10. The article of manufacture of claim 8, wherein:

each compressed token of the compressed data is to span a single chunk.

11. The article of manufacture of claim 8, wherein:

the state information includes dictionary state information for a single chunk.

12. The article of manufacture of claim 8, the method further comprising:

combining a chunk of compressed data with its associated state information.

13. The article of manufacture of claim 12, wherein combining a chunk of compressed data with its associated state information comprises:

prepending the associated state information to the chunk of compressed data.

14. The article of manufacture of claim 8, further comprising:

padding one the chunks of compressed data to generate chunks with equal length.

15. The article of manufacture of claim 8, wherein:

a portion of the state information for one chunk is replicated in the state information for another chunk.

16. The article of manufacture of claim 8, the method further comprising:

performing erasure coding on the compressed data together with the associated state information to generate parity data; and

storing the parity data to non-volatile storage devices other than the plurality of devices storing the chunks of compressed data.

17. The article of manufacture of claim 8, wherein:

each of the plurality of storage devices resides on a different storage node.

18. The article of manufacture of claim 8, wherein:

the plurality of storage devices reside on a same node.

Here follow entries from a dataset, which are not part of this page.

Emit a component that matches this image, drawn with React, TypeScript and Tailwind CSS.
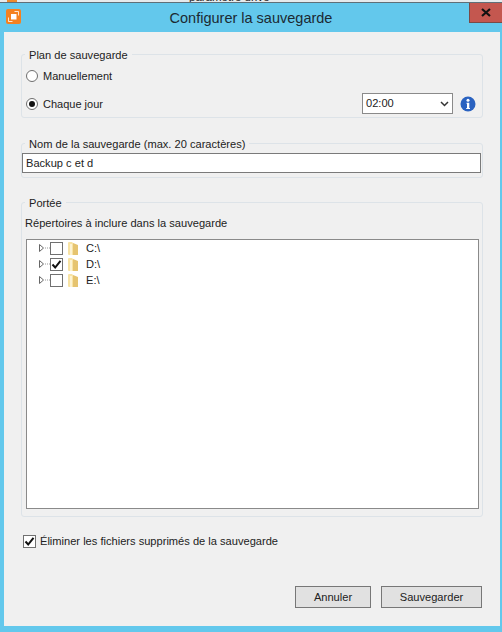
import React from "react";

function Group({ label, className, children }: { label: string; className: string; children: React.ReactNode }) {
  return (
    <div className={`relative mx-[17px] rounded-[3px] border border-[#dde3e8] ${className}`}>
      <span className="absolute left-[3px] top-[-7px] bg-[#f0f0f0] px-[4px] text-[11.1px] leading-[14px] text-[#222]">{label}</span>
      {children}
    </div>
  );
}

function Check({ checked, className = "" }: { checked?: boolean; className?: string }) {
  return (
    <span className={`flex h-[13px] w-[13px] shrink-0 items-center justify-center border border-[#707070] bg-white ${className}`}>
      {checked && (
        <svg width="11" height="11" viewBox="0 0 11 11">
          <path d="M1.5 5.5 L4.2 8.5 L9.5 1.8" fill="none" stroke="#111" strokeWidth="2" />
        </svg>
      )}
    </span>
  );
}

function Radio({ checked, label, className = "" }: { checked?: boolean; label: string; className?: string }) {
  return (
    <div className={`flex items-center gap-[5px] ${className}`}>
      <span className="flex h-[12px] w-[12px] items-center justify-center rounded-full border border-[#6e6e6e] bg-white">
        {checked && <span className="h-[6px] w-[6px] rounded-full bg-[#111]" />}
      </span>
      <span className="text-[11px] leading-[14px] text-[#222]">{label}</span>
    </div>
  );
}

function TreeRow({ label, checked }: { label: string; checked?: boolean }) {
  return (
    <div className="flex h-[16px] items-center">
      <svg width="12" height="16" viewBox="0 0 12 16" className="ml-[11px] shrink-0">
        <path d="M1.5 4.5 L1.5 11.5 L5.5 8 Z" fill="#fff" stroke="#666" />
        <path d="M7 8 H12" stroke="#999" strokeDasharray="1 1" />
      </svg>
      <Check checked={checked} />
      <svg width="12" height="15" viewBox="0 0 12 15" className="ml-[4px] shrink-0">
        <path d="M1 2 Q1 1 2 1 H5 L6 2 V14 H2 Q1 14 1 13 Z" fill="#f8e3a4" />
        <path d="M6 2 L11 4 V14 H6 Z" fill="#e6c470" />
        <path d="M3 3 H5 V14 H3 Z" fill="#fdf3d2" />
      </svg>
      <span className="ml-[7px] text-[11.1px] leading-[14px] text-[#222]">{label}</span>
    </div>
  );
}

export default function App() {
  return (
    <div className="flex h-[632px] w-[502px] flex-col overflow-hidden bg-[#63c8ec] font-['Liberation_Sans',sans-serif]">
      <div className="relative flex h-[3px] overflow-hidden border-b border-[#5f6f78] bg-[#e6eaec]">
        <span className="absolute left-[7px] top-0 h-[2px] w-[10px] bg-[#ee8a2c]" />
        <span className="ml-[189px] mt-[-10px] text-[11.5px] leading-[14px] text-[#222]">paramètre drive</span>
      </div>
      <div className="relative flex h-[29px] items-center justify-center">
        <span className="absolute left-[6px] top-[6px] flex h-[15px] w-[15px] items-center justify-center rounded-[2px] bg-[#f5811f]">
          <svg width="13" height="13" viewBox="0 0 13 13">
            <rect x="4" y="4" width="5.5" height="5.5" fill="#fff" />
            <path d="M7.5 1.5 H11.5 V5.5 M5.5 11.5 H1.5 V7.5" fill="none" stroke="#fff" strokeWidth="1" opacity="0.8" />
          </svg>
        </span>
        <span className="mt-[1px] text-[14.5px] leading-[18px] text-[#1c2a33]">Configurer la sauvegarde</span>
        <span className="absolute right-0 top-0 flex h-[20px] w-[33px] items-center justify-center border-b border-l border-[#7a4a46] bg-[#c4574f]">
          <svg width="10" height="9" viewBox="0 0 10 9">
            <path d="M1 1 L9 8 M9 1 L1 8" stroke="#111" strokeWidth="2.2" />
          </svg>
        </span>
      </div>
      <div className="ml-[4px] mr-[2px] flex h-[594px] flex-col bg-[#f0f0f0] pt-[22px]">
        <Group label="Plan de sauvegarde" className="h-[64px] pl-[4px] pr-[6px] pt-[14px]">
          <Radio label="Manuellement" />
          <div className="mt-[10px] flex items-center justify-between">
            <Radio checked label="Chaque jour" />
            <div className="flex items-center gap-[7px]">
              <div className="flex h-[21px] w-[91px] items-center justify-between border border-[#8a8a8a] bg-white pl-[3px] pr-[3px]">
                <span className="text-[11.1px] text-[#222]">02:00</span>
                <svg width="9" height="6" viewBox="0 0 9 6">
                  <path d="M1 1 L4.5 4.5 L8 1" fill="none" stroke="#333" strokeWidth="1.5" />
                </svg>
              </div>
              <svg width="16" height="16" viewBox="0 0 16 16">
                <circle cx="8" cy="8" r="7.5" fill="#2a62c0" />
                <circle cx="8" cy="4.2" r="1.5" fill="#fff" />
                <path d="M6.5 6.8 H9.3 V12 H10 V13 H6.2 V12 H7 V7.8 H6.5 Z" fill="#fff" />
              </svg>
            </div>
          </div>
        </Group>
        <Group label="Nom de la sauvegarde (max. 20 caractères)" className="mt-[25px] h-[35px] pr-[1px] pt-[9px]">
          <div className="flex h-[20px] items-center border border-[#7a7a7a] bg-white pl-[3px] text-[11.1px] text-[#222]">
            Backup c et d
          </div>
        </Group>
        <Group label="Portée" className="mt-[24px] h-[315px] pl-[4px] pr-[3px] pt-[13px]">
          <div className="ml-[-1px] text-[11.1px] leading-[14px] text-[#222]">Répertoires à inclure dans la sauvegarde</div>
          <div className="mt-[9px] h-[270px] border border-[#8a8a8a] bg-white">
            <TreeRow label="C:\" />
            <TreeRow label="D:\" checked />
            <TreeRow label="E:\" />
          </div>
        </Group>
        <div className="ml-[19px] mt-[17px] flex items-center gap-[4px]">
          <Check checked className="border-[#777]" />
          <span className="text-[11.1px] leading-[14px] text-[#222]">Éliminer les fichiers supprimés de la sauvegarde</span>
        </div>
        <div className="mr-[18px] mt-[38px] flex justify-end gap-[10px]">
          <button className="h-[22px] w-[76px] border border-[#777] bg-[#e1e1e1] text-[11.1px] text-[#222]">Annuler</button>
          <button className="h-[22px] w-[101px] border border-[#777] bg-[#e1e1e1] text-[11.1px] text-[#222]">Sauvegarder</button>
        </div>
      </div>
    </div>
  );
}
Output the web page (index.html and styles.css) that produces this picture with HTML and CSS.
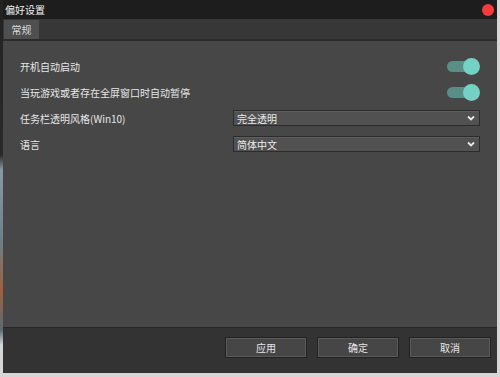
FILE: index.html
```html
<!DOCTYPE html>
<html>
<head>
  <title>偏好设置</title>
  <meta name="viewport" content="width=device-width, initial-scale=1.0">
  <link rel="stylesheet" href="styles.css">
</head>
<body>
  <div class="window">
    <div class="titlebar">
      <span class="title">偏好设置</span>
      <span class="close-dot"></span>
    </div>

    <div class="tabbar">
      <div class="tab active">常规</div>
    </div>

    <div class="content">
      <div class="row">
        <span class="label">开机自动启动</span>
        <div class="toggle on"><span class="track"></span><span class="knob"></span></div>
      </div>
      <div class="row">
        <span class="label">当玩游戏或者存在全屏窗口时自动暂停</span>
        <div class="toggle on"><span class="track"></span><span class="knob"></span></div>
      </div>
      <div class="row">
        <span class="label">任务栏透明风格(Win10)</span>
        <div class="select">
          <span>完全透明</span>
          <svg class="chevron" width="8" height="6" viewBox="0 0 8 6"><polyline points="1,1.5 4,4.5 7,1.5" fill="none" stroke="#e8e8e8" stroke-width="1.8"/></svg>
        </div>
      </div>
      <div class="row">
        <span class="label">语言</span>
        <div class="select">
          <span>简体中文</span>
          <svg class="chevron" width="8" height="6" viewBox="0 0 8 6"><polyline points="1,1.5 4,4.5 7,1.5" fill="none" stroke="#e8e8e8" stroke-width="1.8"/></svg>
        </div>
      </div>
    </div>

    <div class="footer">
      <button class="btn">应用</button>
      <button class="btn">确定</button>
      <button class="btn">取消</button>
    </div>
  </div>
</body>
</html>
```

FILE: styles.css
```css
body {
  margin: 0;
  padding: 0;
  width: 500px;
  height: 377px;
  overflow: hidden;
  font-family: "Noto Sans CJK SC", "Noto Sans", sans-serif;
  font-size: 10px;
  background:
    linear-gradient(to bottom, #222 0, #2a2a2a 155px, #8a9aa4 170px, #6d7f8a 240px, #a0603a 290px, #5a6a74 330px, #d6d6d6 345px) left top / 3px 100% no-repeat,
    #d6d6d6;
}

.window {
  margin-left: 3px;
  width: 494px;
  height: 373px;
  display: flex;
  flex-direction: column;
  background-color: #474747;
  color: #e6e6e6;
}

.titlebar {
  height: 19px;
  flex: none;
  background-color: #1d1d1d;
  display: flex;
  align-items: center;
  justify-content: space-between;
  padding: 0 3px 0 2px;
}

.title {
  color: #f2f2f2;
  font-size: 10px;
  line-height: 19px;
}

.close-dot {
  width: 12px;
  height: 12px;
  border-radius: 50%;
  background-color: #f53b3b;
}

.tabbar {
  height: 20px;
  flex: none;
  background-color: #373737;
  border-bottom: 2px solid #2b2b2b;
  display: flex;
  align-items: flex-end;
  padding-left: 1px;
}

.tab {
  width: 35px;
  height: 19px;
  line-height: 19px;
  text-align: center;
  color: #dcdcdc;
}

.tab.active {
  background-color: #4f4f4f;
}

.content {
  flex: 1;
  padding: 12px 17px 0 17px;
}

.row {
  height: 26px;
  display: flex;
  align-items: center;
  justify-content: space-between;
}

.label {
  color: #e6e6e6;
}

.toggle {
  position: relative;
  width: 33px;
  height: 17px;
}

.toggle .track {
  position: absolute;
  left: 0;
  top: 3px;
  width: 28px;
  height: 11px;
  border-radius: 6px;
  background-color: #5a8e87;
}

.toggle .knob {
  position: absolute;
  right: 0;
  top: 0;
  width: 17px;
  height: 17px;
  border-radius: 50%;
  background-color: #75d0c6;
}

.select {
  width: 247px;
  height: 16px;
  box-sizing: border-box;
  border: 1px solid #2c2c2c;
  background-color: #515151;
  box-shadow: inset 0 1px 0 #5e5e5e;
  display: flex;
  align-items: center;
  justify-content: space-between;
  padding: 0 4px 0 3px;
  color: #ececec;
}

.chevron {
  display: block;
}

.footer {
  height: 36px;
  flex: none;
  background-color: #333333;
  border-top: 1px solid #272727;
  display: flex;
  justify-content: flex-end;
  align-items: flex-start;
  gap: 10px;
  padding: 9px 6px 0 0;
}

.btn {
  width: 82px;
  height: 21px;
  margin: 0;
  padding: 0;
  font-family: inherit;
  font-size: 10px;
  color: #e6e6e6;
  background-color: #464646;
  border: 1px solid #222;
  box-shadow: inset 0 0 0 1px #5a5a5a;
  border-radius: 0;
}
```
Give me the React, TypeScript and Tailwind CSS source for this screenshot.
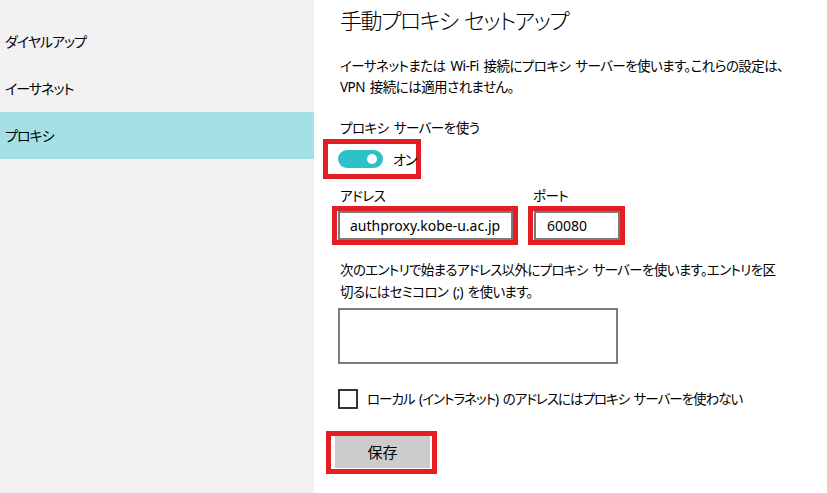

19. A storage node comprising:

input/output (I/O) interface logic to: receive a request to perform an operation to access compressed data, a chunk of the compressed data and its associated state information to be stored on the storage node; and

logic to: decompress the chunk at the storage node with its associated state information independently from other chunks of the compressed data, perform the operation on the decompressed data, and provide a result from the operation.

20. The storage node of claim 19, wherein:

each compressed token of the compressed data is to span a single chunk.